Explore Nenodata’s custom data pipeline services or review how the Nenodata process works.
Conclusion
Automated data pipelines turn disconnected external information into structured data that can support real business work.
The strongest pipelines do more than transfer records. They define the required sources, extract relevant fields, standardize values, validate quality, apply business rules, deliver data to the correct destination, and report failures clearly.
Begin with the business decision or workflow you need to improve.
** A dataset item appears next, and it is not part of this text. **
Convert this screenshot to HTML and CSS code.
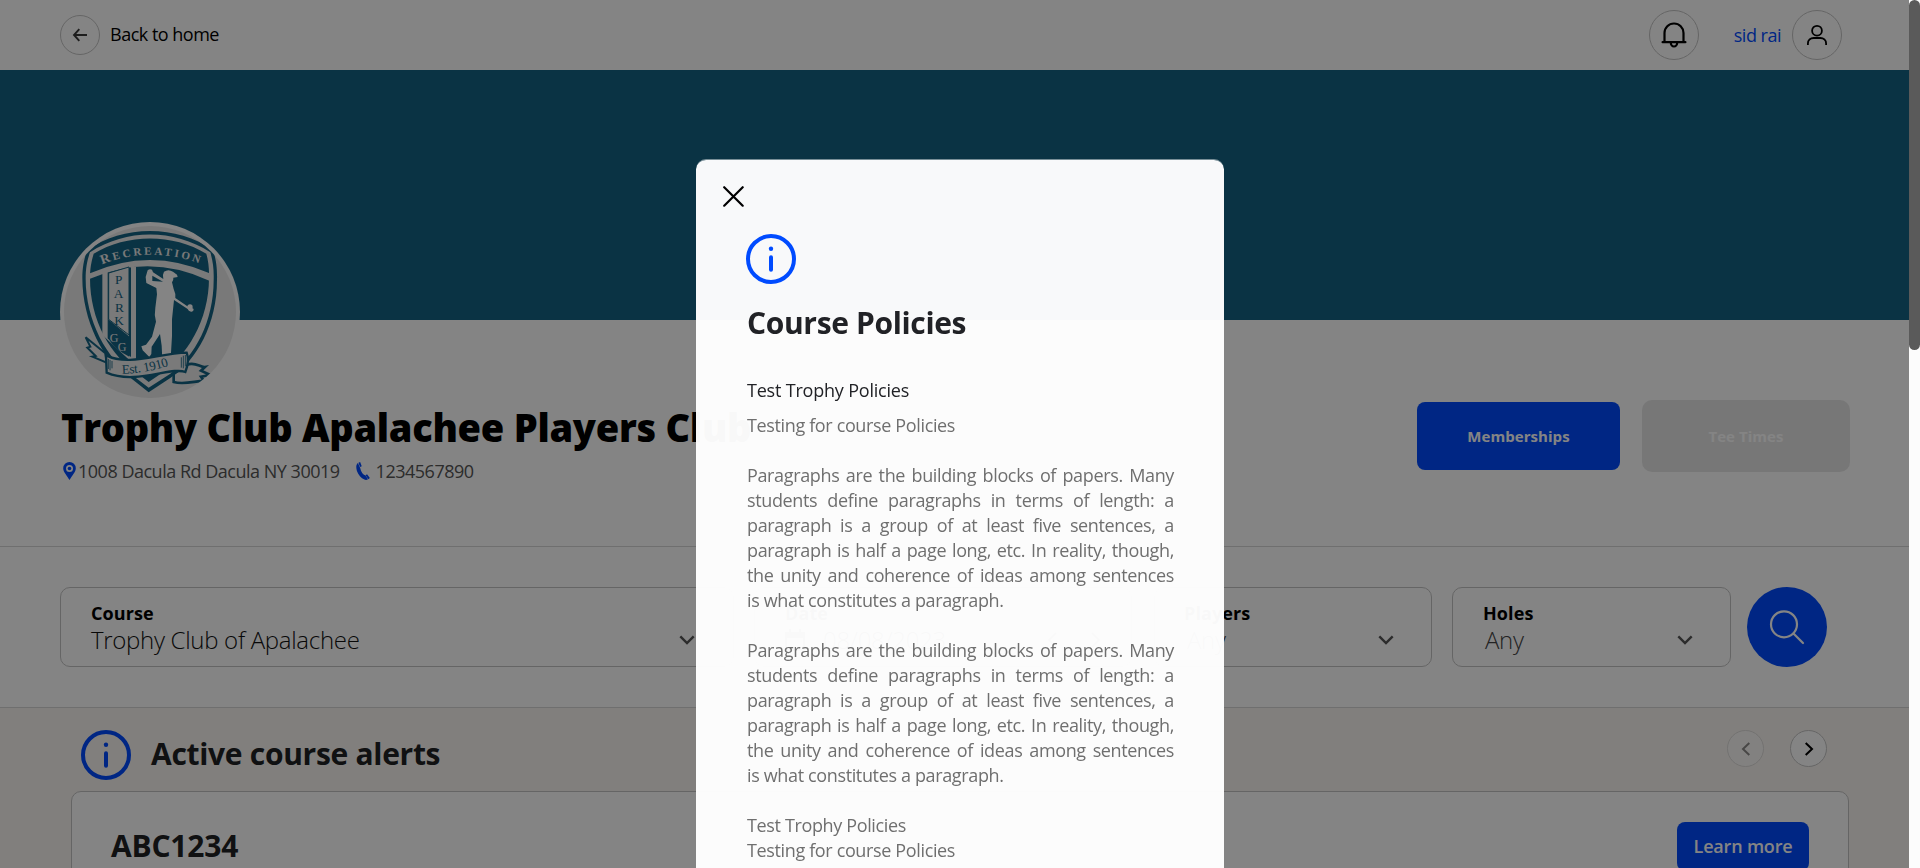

Then design the pipeline around the required data, update frequency, quality standards, and destination.
An automated data pipeline becomes valuable when users no longer need to ask where the data came from, whether it is current, or how to prepare it before use.
Call to action
Document one external-data workflow your team currently handles through spreadsheets, manual downloads, or repeated copy-and-paste work.
Share the sources, required fields, delivery frequency, and destination with Nenodata to explore a custom automated pipeline.
Frequently Asked Questions
1. What is an automated data pipeline?
An automated data pipeline collects data from one or more sources, processes it according to defined rules, and delivers structured output to another system with limited manual intervention.
2. What is the difference between web scraping and a data pipeline?
Web scraping collects information from websites. A data pipeline may include scraping, but it also handles cleaning, validation, transformation, storage, delivery, monitoring, and integration.
3. Does every data pipeline need real-time delivery?
No. Batch or scheduled pipelines are sufficient for many business requirements. Real-time delivery is most useful when immediate action creates meaningful value.
4. What causes automated pipelines to fail?
Common causes include source-layout changes, unavailable APIs, unexpected field formats, incomplete extraction, destination outages, and weak exception handling.
5. How do you measure data pipeline quality?
Useful measures include completeness, freshness, matching accuracy, duplicate rates, validation failures, processing delays, source coverage, and delivery success.